Welcome to the Bester lab!

Long-Non Coding RNAs – Hidden in Plain Sight

In the last 60 years, molecular biologists have focused on studying the 2% of the human genome that contains coding genes. However, the remaining 98% of the genome may hold secrets that have a significant bearing on many critical biological questions and life-threatening genetic disorders. In recent years, thousands of new genes were discovered, hidden in plain sight within the understudied 98% of the genome scientists used to refer to as “junk DNA”. Therefore, the attitude towards “junk DNA” is changing and it is now widely referred to as “non-protein coding genes’ or “non-coding RNA”.

In our lab, we are especially interested in a new group of non-protein coding genes, called long non-coding RNAs (lncRNAs), which share many features with protein-coding genes. The mammalian genome encodes for thousands of lncRNAs, but the reason for their existence is still a big mystery. Why do we have these genes? Do these transcripts play an essential role in cell function? What is the role of lncRNAs in disease, and how can we exploit it to benefit of human health?

CRISPR-dCas9 opens unprecedented opportunities to study the non-coding genome.
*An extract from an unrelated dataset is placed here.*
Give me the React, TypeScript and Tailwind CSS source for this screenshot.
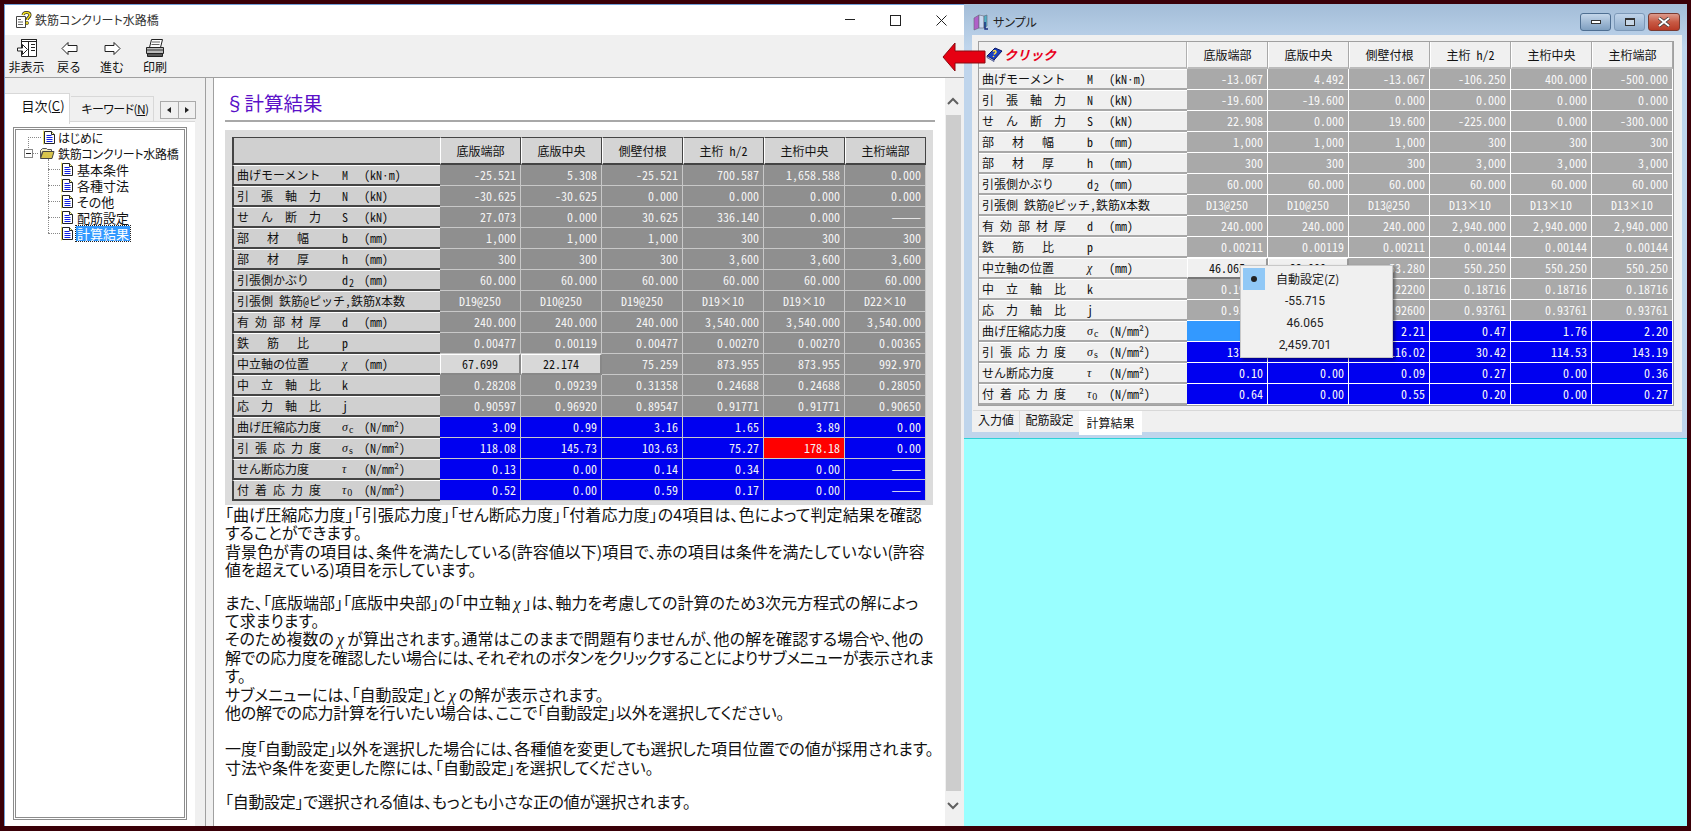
import type { ReactNode } from "react";

type Kind = "gray" | "button" | "blue" | "center";

interface Row {
    name: string;
    track: string;
    sym?: string;
    greek?: boolean;
    sub?: string;
    unit?: string;
    kind: Kind;
    vals: string[];
}

const heads = ["底版端部", "底版中央", "側壁付根", "主桁 h/2", "主桁中央", "主桁端部"];

function rows(v: string[][]): Row[] {
    return [
        { name: "曲げモーメント", track: "", sym: "M", unit: "(kN·m)", kind: "gray", vals: v[0] },
        { name: "引張軸力", track: "tracking-[12px]", sym: "N", unit: "(kN)", kind: "gray", vals: v[1] },
        { name: "せん断力", track: "tracking-[12px]", sym: "S", unit: "(kN)", kind: "gray", vals: v[2] },
        { name: "部材幅", track: "tracking-[18px]", sym: "b", unit: "(mm)", kind: "gray", vals: v[3] },
        { name: "部材厚", track: "tracking-[18px]", sym: "h", unit: "(mm)", kind: "gray", vals: v[4] },
        { name: "引張側かぶり", track: "", sym: "d", sub: "2", unit: "(mm)", kind: "gray", vals: v[5] },
        { name: "引張側 鉄筋@ピッチ,鉄筋X本数", track: "", kind: "center", vals: v[6] },
        { name: "有効部材厚", track: "tracking-[6px]", sym: "d", unit: "(mm)", kind: "gray", vals: v[7] },
        { name: "鉄筋比", track: "tracking-[18px]", sym: "p", kind: "gray", vals: v[8] },
        { name: "中立軸の位置", track: "", sym: "χ", greek: true, unit: "(mm)", kind: "button", vals: v[9] },
        { name: "中立軸比", track: "tracking-[12px]", sym: "k", kind: "gray", vals: v[10] },
        { name: "応力軸比", track: "tracking-[12px]", sym: "j", kind: "gray", vals: v[11] },
        { name: "曲げ圧縮応力度", track: "", sym: "σ", greek: true, sub: "c", unit: "(N/mm²)", kind: "blue", vals: v[12] },
        { name: "引張応力度", track: "tracking-[6px]", sym: "σ", greek: true, sub: "s", unit: "(N/mm²)", kind: "blue", vals: v[13] },
        { name: "せん断応力度", track: "", sym: "τ", greek: true, unit: "(N/mm²)", kind: "blue", vals: v[14] },
        { name: "付着応力度", track: "tracking-[6px]", sym: "τ", greek: true, sub: "0", unit: "(N/mm²)", kind: "blue", vals: v[15] },
    ];
}

const dash = "———";

const leftRows = rows([
    ["-25.521", "5.308", "-25.521", "700.587", "1,658.588", "0.000"],
    ["-30.625", "-30.625", "0.000", "0.000", "0.000", "0.000"],
    ["27.073", "0.000", "30.625", "336.140", "0.000", dash],
    ["1,000", "1,000", "1,000", "300", "300", "300"],
    ["300", "300", "300", "3,600", "3,600", "3,600"],
    ["60.000", "60.000", "60.000", "60.000", "60.000", "60.000"],
    ["D19@250", "D10@250", "D19@250", "D19×10", "D19×10", "D22×10"],
    ["240.000", "240.000", "240.000", "3,540.000", "3,540.000", "3,540.000"],
    ["0.00477", "0.00119", "0.00477", "0.00270", "0.00270", "0.00365"],
    ["67.699", "22.174", "75.259", "873.955", "873.955", "992.970"],
    ["0.28208", "0.09239", "0.31358", "0.24688", "0.24688", "0.28050"],
    ["0.90597", "0.96920", "0.89547", "0.91771", "0.91771", "0.90650"],
    ["3.09", "0.99", "3.16", "1.65", "3.89", "0.00"],
    ["118.08", "145.73", "103.63", "75.27", "178.18", "0.00"],
    ["0.13", "0.00", "0.14", "0.34", "0.00", dash],
    ["0.52", "0.00", "0.59", "0.17", "0.00", dash],
]);

// cells fully under the popup menu stay empty
const rightRows = rows([
    ["-13.067", "4.492", "-13.067", "-106.250", "400.000", "-500.000"],
    ["-19.600", "-19.600", "0.000", "0.000", "0.000", "0.000"],
    ["22.908", "0.000", "19.600", "-225.000", "0.000", "-300.000"],
    ["1,000", "1,000", "1,000", "300", "300", "300"],
    ["300", "300", "300", "3,000", "3,000", "3,000"],
    ["60.000", "60.000", "60.000", "60.000", "60.000", "60.000"],
    ["D13@250", "D10@250", "D13@250", "D13×10", "D13×10", "D13×10"],
    ["240.000", "240.000", "240.000", "2,940.000", "2,940.000", "2,940.000"],
    ["0.00211", "0.00119", "0.00211", "0.00144", "0.00144", "0.00144"],
    ["46.065", "22.000", "53.280", "550.250", "550.250", "550.250"],
    ["0.19194", "", "0.22200", "0.18716", "0.18716", "0.18716"],
    ["0.93602", "", "0.92600", "0.93761", "0.93761", "0.93761"],
    ["", "", "2.21", "0.47", "1.76", "2.20"],
    ["137.44", "", "116.02", "30.42", "114.53", "143.19"],
    ["0.10", "0.00", "0.09", "0.27", "0.00", "0.36"],
    ["0.64", "0.00", "0.55", "0.20", "0.00", "0.27"],
]);

function Label({ row }: { row: Row }) {
    return (
        <>
            <span className={`shrink-0 whitespace-nowrap ${row.sym ? "w-[105px]" : "w-[205px]"} ${row.track}`}>{row.name}</span>
            {row.sym && (
                <span className={`flex w-[22px] shrink-0 items-baseline ${row.greek ? "font-['Liberation_Serif',serif] italic" : ""}`}>
                    {row.sym}
                    {row.sub && <span className="ml-px translate-y-[2px] text-[10px] not-italic">{row.sub}</span>}
                </span>
            )}
            {row.unit && <span className="whitespace-nowrap">{row.unit}</span>}
        </>
    );
}

function LeftTable() {
    return (
        <div className="w-[694px] text-[12px] leading-none text-[#111] [font-feature-settings:'hwid']">
            <div className="flex h-[28px]">
                <div className="w-[208px] border-t border-l-2 border-b-2 border-[#444] bg-[#d0d0d0]" />
                {heads.map((h) => (
                    <div key={h} className="flex w-[81px] items-center justify-center border-t border-r border-b-2 border-[#444] border-l border-l-white bg-[#d4d4d4]">
                        {h}
                    </div>
                ))}
            </div>
            {leftRows.map((row) => (
                <div key={row.name} className="flex h-[21px]">
                    <div className="flex w-[208px] items-center border-t border-l-2 border-b-2 border-t-white border-l-[#444] border-b-[#444] bg-[#d0d0d0] pl-[3px]">
                        <Label row={row} />
                    </div>
                    {row.vals.map((v, i) => {
                        if (row.kind === "button" && i < 2) {
                            return (
                                <div key={i} className="flex w-[81px] items-center justify-center border-t border-l border-r-2 border-b-2 border-t-white border-l-white border-r-[#888] border-b-[#888] bg-[#d8d8d8]">
                                    {v}
                                </div>
                            );
                        }
                        const red = v === "178.18";
                        const bg = red ? "bg-[#ff0000]" : row.kind === "blue" ? "bg-[#0000f0]" : "bg-[#8f8f8f]";
                        return (
                            <div key={i} className={`flex w-[81px] items-center border-r border-b border-[#c8c8c8] text-[#f4f4f4] ${bg} ${row.kind === "center" ? "justify-center" : "justify-end pr-[4px]"}`}>
                                {v}
                            </div>
                        );
                    })}
                </div>
            ))}
        </div>
    );
}

function RightTable() {
    return (
        <div className="w-[696px] border border-[#a0a0a0] text-[12px] leading-none text-[#111] [font-feature-settings:'hwid']">
            <div className="flex h-[27px]">
                <div className="flex w-[208px] items-center gap-px border-r border-b-2 border-r-[#b0b0b0] border-b-[#bbb] bg-[#f0f0f0] pl-[7px]">
                    <BookIcon />
                    <span className="text-[13px] font-bold italic text-[#e8001c] [font-feature-settings:'normal']">クリック</span>
                </div>
                {heads.map((h) => (
                    <div key={h} className="flex w-[81px] items-center justify-center border-r border-b-2 border-r-[#a8a8a8] border-b-[#bbb] border-l border-l-white bg-[#f0f0f0]">
                        {h}
                    </div>
                ))}
            </div>
            {rightRows.map((row) => (
                <div key={row.name} className="flex h-[21px]">
                    <div className="flex w-[208px] items-center border-t border-b-2 border-t-white border-b-[#a8a8a8] bg-[#f0f0f0] pl-[3px]">
                        <Label row={row} />
                    </div>
                    {row.vals.map((v, i) => {
                        if (row.kind === "button" && i < 2) {
                            return (
                                <div key={i} className="flex w-[81px] items-center justify-center border-t border-l border-r-2 border-b-2 border-t-white border-l-white border-r-[#999] border-b-[#777] bg-[#f0f0f0]">
                                    {v}
                                </div>
                            );
                        }
                        const picked = row.name === "曲げ圧縮応力度" && i === 0;
                        const bg = picked ? "bg-[#3399ff]" : row.kind === "blue" ? "bg-[#0000f0]" : "bg-[#a9a9a9]";
                        return (
                            <div key={i} className={`flex w-[81px] items-center border-r border-b border-white text-[#f8f8f8] ${bg} ${row.kind === "center" ? "justify-center" : "justify-end pr-[4px]"}`}>
                                {v}
                            </div>
                        );
                    })}
                </div>
            ))}
        </div>
    );
}

function PageIcon() {
    return (
        <svg width="13" height="15" viewBox="0 0 13 15" className="shrink-0">
            <path d="M1.5 1.5h7l3 3v9h-10z" fill="#fff" stroke="#222" />
            <path d="M0.5 .5v14" stroke="#e8e070" />
            <path d="M3.5 5.5h5M3.5 7.5h6M3.5 9.5h6M3.5 11.5h6" stroke="#1020e0" />
            <path d="M8.5 1.5v3h3" fill="#ffff99" stroke="#222" />
        </svg>
    );
}

function FolderIcon() {
    return (
        <svg width="16" height="13" viewBox="0 0 16 13" className="shrink-0">
            <path d="M1.5 3.5l2-2h4l1 1h4v2h-9l-2 6z" fill="#f4ecc0" stroke="#555" />
            <path d="M1.5 11.5l2.5-7h11l-2 7z" fill="#d8c44c" stroke="#444" />
        </svg>
    );
}

function BookIcon() {
    return (
        <svg width="17" height="15" viewBox="0 0 17 15" className="shrink-0">
            <path d="M1 9l8-8 7 3-8 9z" fill="#1a3fc0" stroke="#0a1660" />
            <path d="M1 9l7 4 0 1.5-7-4z" fill="#c8d4f0" stroke="#0a1660" strokeWidth=".6" />
            <path d="M7 4.5c1-1.5 3.5-.8 3 .8-.3 1-1.6 1.100-2 2.200" fill="none" stroke="#ffe040" strokeWidth="1.400" />
            <circle cx="7.500" cy="9.500" r=".8" fill="#ffe040" />
        </svg>
    );
}

function ToolBtn({ label, width, children }: { label: string; width: string; children: ReactNode }) {
    return (
        <div className={`flex flex-col items-center ${width}`}>
            <div className="flex h-[22px] items-center">{children}</div>
            <span className="mt-px text-[12px] leading-[14px] text-[#111]">{label}</span>
        </div>
    );
}

function TreeRow({ text, level, selected, folder }: { text: string; level: 1 | 2; selected?: boolean; folder?: boolean }) {
    const indent = folder ? "gap-[2px] pl-[23px]" : level === 1 ? "gap-px pl-[27px]" : "gap-[2px] pl-[45px]";
    const size = level === 1 ? "text-[12px] tracking-[-0.3px]" : "text-[13px]";
    return (
        <div className={`flex h-[16px] items-center ${indent}`}>
            {folder ? <FolderIcon /> : <PageIcon />}
            <span className={`whitespace-nowrap px-px leading-[15px] [font-feature-settings:'palt'] ${size} ${selected ? "bg-[#3399ff] text-white outline-1 outline-dotted outline-[#222]" : "text-[#111]"}`}>
                {text}
            </span>
        </div>
    );
}

function Tree() {
    return (
        <div className="relative h-full border-[3px] border-double border-[#8c8c8c] bg-white">
            <div className="-mt-px">
                <TreeRow text="はじめに" level={1} />
                <TreeRow text="鉄筋コンクリート水路橋" level={1} folder />
                <TreeRow text="基本条件" level={2} />
                <TreeRow text="各種寸法" level={2} />
                <TreeRow text="その他" level={2} />
                <TreeRow text="配筋設定" level={2} />
                <TreeRow text="計算結果" level={2} selected />
            </div>
            <div className="absolute left-[12px] top-[7px] h-[13px] border-l border-dotted border-[#888]" />
            <div className="absolute left-[12px] top-[7px] w-[13px] border-t border-dotted border-[#888]" />
            <div className="absolute left-[8px] top-[19px] flex h-[9px] w-[9px] items-center justify-center border border-[#888] bg-white">
                <div className="h-px w-[5px] bg-[#222]" />
            </div>
            <div className="absolute left-[17px] top-[23px] w-[5px] border-t border-dotted border-[#888]" />
            {[39, 55, 71, 87, 103].map((t) => (
                <div key={t} className="absolute left-[32px] w-[12px] border-t border-dotted border-[#888]" style={{ top: t }} />
            ))}
            <div className="absolute left-[32px] top-[29px] h-[74px] border-l border-dotted border-[#888]" />
        </div>
    );
}

function Chi() {
    return <span className="mx-[3px] font-['Liberation_Serif',serif] italic leading-[0]">χ</span>;
}

function HelpPane() {
    return (
        <div className="flex min-h-0 flex-1 bg-white">
            <div className="min-w-0 flex-1 pl-[11px] pt-[14px]">
                <h2 className="flex h-[22px] text-[19.5px] leading-[22px] text-[#5a10c8]">§計算結果</h2>
                <div className="mt-[6px] h-[2px] w-[710px] bg-[#a8a8a8]" />
                <div className="mt-[8px] w-[708px] bg-[#dcdcdc] px-[7px] pb-[4px] pt-[7px]">
                    <LeftTable />
                </div>
                <div className="text-[16px] leading-[18.4px] text-[#111] [font-feature-settings:'palt']">
                    <div className="whitespace-nowrap">
                        <p className="tracking-[0.08px]">「曲げ圧縮応力度」「引張応力度」「せん断応力度」「付着応力度」の4項目は、色によって判定結果を確認</p>
                        <p>することができます。</p>
                        <p>背景色が青の項目は、条件を満たしている(許容値以下)項目で、赤の項目は条件を満たしていない(許容</p>
                        <p>値を超えている)項目を示しています。</p>
                    </div>
                    <div className="mt-[14px] whitespace-nowrap">
                        <p>また、「底版端部」「底版中央部」の「中立軸<Chi />」は、軸力を考慮しての計算のため3次元方程式の解によっ</p>
                        <p>て求まります。</p>
                        <p className="tracking-[0.08px]">そのため複数の<Chi />が算出されます。通常はこのままで問題有りませんが、他の解を確認する場合や、他の</p>
                        <p className="tracking-[-0.33px]">解での応力度を確認したい場合には、それぞれのボタンをクリックすることによりサブメニューが表示されま</p>
                        <p>す。</p>
                        <p>サブメニューには、「自動設定」と<Chi />の解が表示されます。</p>
                        <p className="tracking-[-0.2px]">他の解での応力計算を行いたい場合は、ここで「自動設定」以外を選択してください。</p>
                    </div>
                    <div className="mt-[18px] whitespace-nowrap">
                        <p className="tracking-[-0.08px]">一度「自動設定」以外を選択した場合には、各種値を変更しても選択した項目位置での値が採用されます。</p>
                        <p>寸法や条件を変更した際には、「自動設定」を選択してください。</p>
                    </div>
                    <p className="mt-[16px] whitespace-nowrap tracking-[-0.3px]">「自動設定」で選択される値は、もっとも小さな正の値が選択されます。</p>
                </div>
            </div>
            <div className="flex w-[19px] shrink-0 flex-col items-center bg-[#f0f0f0] pr-[3px]">
                <svg width="12" height="8" viewBox="0 0 12 8" className="mt-[19px]">
                    <path d="M1 7l5-5 5 5" fill="none" stroke="#606060" strokeWidth="2" />
                </svg>
                <div className="mt-[10px] w-[15px] flex-1 bg-[#cdcdcd]" />
                <svg width="12" height="8" viewBox="0 0 12 8" className="mb-[16px] mt-[11px]">
                    <path d="M1 1l5 5 5-5" fill="none" stroke="#606060" strokeWidth="2" />
                </svg>
            </div>
        </div>
    );
}

function HelpWindow() {
    return (
        <div className="flex w-[960px] shrink-0 flex-col border-l border-t border-[#6f9fd8] bg-white font-['Noto_Sans_CJK_JP',sans-serif]">
            <div className="flex h-[30px] shrink-0 items-center bg-white">
                <svg width="20" height="20" viewBox="0 0 20 20" className="ml-[9px]">
                    <path d="M2.500 6.500h9v11h-9z" fill="#fff" stroke="#444" />
                    <path d="M4 9.500h3M4 12h5M4 14.500h5" stroke="#666" />
                    <path d="M9 5c.5-3 7-3.500 7 0 0 2.500-3 2.500-3 5" fill="none" stroke="#222" strokeWidth="3" />
                    <path d="M9 5c.5-3 7-3.500 7 0 0 2.500-3 2.500-3 5" fill="none" stroke="#f4e020" strokeWidth="1.600" />
                    <circle cx="13" cy="13" r="1.600" fill="#f4e020" stroke="#222" strokeWidth=".6" />
                </svg>
                <span className="ml-px text-[12px] text-[#333] [font-feature-settings:'palt']">鉄筋コンクリート水路橋</span>
                <div className="flex-1" />
                <div className="mb-[2px] mr-[35px] h-px w-[10px] bg-[#222]" />
                <div className="mr-[35px] h-[11px] w-[11px] border border-[#222]" />
                <svg width="11" height="11" viewBox="0 0 11 11" className="mr-[17px]">
                    <path d="M.5.5l10 10M10.500.5l-10 10" stroke="#222" />
                </svg>
            </div>
            <div className="flex h-[43px] shrink-0 border-b border-[#a0a0a0] bg-[#f0f0f0] pt-[2px]">
                <ToolBtn label="非表示" width="w-[43px]">
                    <svg width="22" height="20" viewBox="0 0 22 20">
                        <path d="M5.500 1.500h15v17h-15z" fill="#fff" stroke="#222" />
                        <path d="M5.500 1.500h15v2h-15zM12.500 3.500v15" fill="none" stroke="#222" />
                        <path d="M15 6.500h4M15 9.500h4M15 12.500h4" stroke="#222" />
                        <path d="M1.500 10h5v-3.500l5 5-5 5v-3.500h-5z" fill="#fff" stroke="#222" />
                    </svg>
                </ToolBtn>
                <ToolBtn label="戻る" width="w-[42px]">
                    <svg width="17" height="13" viewBox="0 0 17 13">
                        <path d="M7 .5l-6 6 6 6v-3h9v-6h-9z" fill="#fff" stroke="#222" />
                    </svg>
                </ToolBtn>
                <ToolBtn label="進む" width="w-[44px]">
                    <svg width="17" height="13" viewBox="0 0 17 13">
                        <path d="M10 .5l6 6-6 6v-3h-9v-6h9z" fill="#fff" stroke="#222" />
                    </svg>
                </ToolBtn>
                <ToolBtn label="印刷" width="w-[42px]">
                    <svg width="20" height="20" viewBox="0 0 20 20">
                        <path d="M6.500 1.500h11l-2 8h-11z" fill="#fff" stroke="#222" />
                        <path d="M7 4h8M6.500 6.500h8" stroke="#666" />
                        <path d="M1.500 9.500h17v6h-17z" fill="#bbb" stroke="#222" />
                        <path d="M2.500 15.500h15v3h-15z" fill="#555" stroke="#222" />
                        <path d="M1.500 12h17" stroke="#333" />
                    </svg>
                </ToolBtn>
            </div>
            <div className="flex min-h-0 flex-1">
                <div className="flex w-[200px] shrink-0 flex-col bg-[#f0f0f0] pt-[15px]">
                    <div className="relative z-10 flex h-[28px] shrink-0">
                        <div className="flex h-[31px] w-[65px] items-center justify-center border-r border-t border-[#d8d8d8] bg-white pb-[6px] pl-[12px] text-[13px] text-[#111] [font-feature-settings:'palt']">
                            <span>目次(<u>C</u>)</span>
                        </div>
                        <div className="ml-px mt-[3px] flex h-[25px] w-[83px] items-center justify-center border-r border-t border-[#d8d8d8] bg-[#f0f0f0] pl-[6px] text-[12px] tracking-[-0.6px] text-[#111] [font-feature-settings:'palt']">
                            <span>キーワード(<u>N</u>)</span>
                        </div>
                        <div className="ml-[6px] mt-[8px] flex h-[18px] w-[36px] border border-[#aaa] bg-[#f0f0f0]">
                            <div className="flex flex-1 items-center justify-center border-r border-[#aaa]">
                                <div className="h-0 w-0 border-y-[3px] border-r-[4px] border-y-transparent border-r-[#222]" />
                            </div>
                            <div className="flex flex-1 items-center justify-center">
                                <div className="h-0 w-0 border-y-[3px] border-l-[4px] border-y-transparent border-l-[#222]" />
                            </div>
                        </div>
                    </div>
                    <div className="min-h-0 w-[190px] flex-1 border-t border-[#d8d8d8] bg-white px-[8px] pb-[6px] pt-[5px]">
                        <Tree />
                    </div>
                </div>
                <div className="w-[9px] shrink-0 border-x border-[#a0a0a0] bg-[#f0f0f0]" />
                <HelpPane />
            </div>
        </div>
    );
}

function SampleWindow() {
    return (
        <div className="flex h-[434px] shrink-0 flex-col bg-gradient-to-b from-[#a3bdd8] from-0% to-[#bfd5ec] to-[10%] pb-[6px] pl-[8px] pr-[5px]">
            <div className="flex h-[31px] shrink-0 items-center pt-[5px]">
                <svg width="18" height="18" viewBox="0 0 18 18">
                    <path d="M2 5l5-3v13l-5 2z" fill="#b060c8" stroke="#667" strokeWidth=".6" />
                    <path d="M7 2l5 1 0 12-5 0z" fill="#c8d8f0" stroke="#667" strokeWidth=".6" />
                    <path d="M12 3l3-1v11l-3 2z" fill="#50b0c8" stroke="#667" strokeWidth=".6" />
                    <path d="M13 9v7h3" fill="none" stroke="#1a3080" strokeWidth="1.500" />
                </svg>
                <span className="ml-[3px] text-[12px] text-[#222] [font-feature-settings:'palt']">サンプル</span>
                <div className="flex-1" />
                <div className="flex h-[18px] w-[31px] items-center justify-center rounded-[3px] border border-[#4f6f92] bg-gradient-to-b from-[#c4d6ea] to-[#7f9fc0]">
                    <div className="h-[4px] w-[10px] border border-[#333] bg-white" />
                </div>
                <div className="ml-[3px] flex h-[18px] w-[31px] items-center justify-center rounded-[3px] border border-[#7d99b8] bg-gradient-to-b from-[#c0d4ea] to-[#90aecd]">
                    <div className="h-[8px] w-[10px] border border-t-2 border-[#333] bg-[#c8d8e8]" />
                </div>
                <div className="ml-[3px] mr-[2px] flex h-[18px] w-[32px] items-center justify-center rounded-[3px] border border-[#7a3a30] bg-gradient-to-b from-[#dc9a8c] via-[#c85a44] to-[#b83a26]">
                    <svg width="14" height="10" viewBox="0 0 14 10">
                        <path d="M2 1l10 8M12 1L2 9" stroke="#333" strokeWidth="3.400" />
                        <path d="M2 1l10 8M12 1L2 9" stroke="#fff" strokeWidth="2" />
                    </svg>
                </div>
            </div>
            <div className="flex min-h-0 flex-1 flex-col bg-[#f0f0f0] pl-[6px] pt-[6px]">
                <RightTable />
                <div className="-ml-[5px] mt-[4px] flex flex-1 border-t border-[#d8d8d8] text-[12px] text-[#111]">
                    <div className="flex w-[47px] items-center justify-center border-r border-[#d8d8d8] pb-[6px]">入力値</div>
                    <div className="flex w-[59px] items-center justify-center pb-[6px]">配筋設定</div>
                    <div className="flex w-[63px] items-center justify-center bg-white">計算結果</div>
                </div>
            </div>
        </div>
    );
}

export default function App() {
    return (
        <div className="relative flex h-[831px] w-[1691px] overflow-hidden bg-[#3a0008] pb-[5px] pl-[4px] pr-[4px] pt-[4px] font-['Noto_Sans_CJK_JP',sans-serif]">
            <HelpWindow />
            <div className="flex min-w-0 flex-1 flex-col">
                <SampleWindow />
                <div className="flex-1 border-t border-[#30d0d8] bg-[#99ffff]" />
            </div>

            {/* arrow over the gap between the windows */}
            <svg width="44" height="30" viewBox="0 0 44 30" className="absolute left-[942px] top-[42px]">
                <path d="M1 15L13 1v8h30v12H13v8z" fill="#e60012" stroke="#8a0a10" />
            </svg>

            {/* popup menu */}
            <div className="absolute left-[1240px] top-[265px] h-[93px] w-[153px] border border-[#c8c8c8] bg-[#f0f0f0] p-[2px] text-[12px] text-[#222] shadow-[2px_2px_3px_rgba(0,0,0,0.45)]">
                <div className="flex h-[22px] items-center">
                    <div className="flex h-[22px] w-[22px] items-center justify-center bg-[#90c8f6]">
                        <div className="h-[6px] w-[6px] rounded-full bg-[#222]" />
                    </div>
                    <span className="ml-[11px]">自動設定(Z)</span>
                </div>
                {["-55.715", "46.065", "2,459.701"].map((v) => (
                    <div key={v} className="flex h-[22px] items-center justify-center pr-[23px] font-['Roboto',sans-serif]">{v}</div>
                ))}
            </div>
        </div>
    );
}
The recent development of CRISPR-Cas9 (clustered, regularly interspaced, short palindromic repeats (CRISPR) and the CRISPR-associated protein 9 (Cas9)) technology has opened new and exciting possibilities for genetic studies. Using CRISPR technology, the DNA sequence can be easily manipulated, for both in vitro and in vivo studies. Endonuclease-deficient Cas9 (dCas9), which has been recently developed, preserves the targeting function of CRISPR without DNA sequence modulation. A particularly useful application for this technology is to add a transcription repression domain or transcriptional activators to dCas9, thus enabling the regulation of “the volume” of gene expression from their endogenous site without interfering with the DNA sequence. This manipulation is termed CRISPR interference (CRISPRi) and CRISPR activation (CRISPRa) and it allows us, for the first time, to perform intensive functional studies of non-coding elements such as lncRNAs, enhancers and the epigenome, in their native genomic contexts.

In our lab, we use high throughput gene-editing tools in an effort to uncover the functional role of non-coding genes during cell differentiation in health and disease.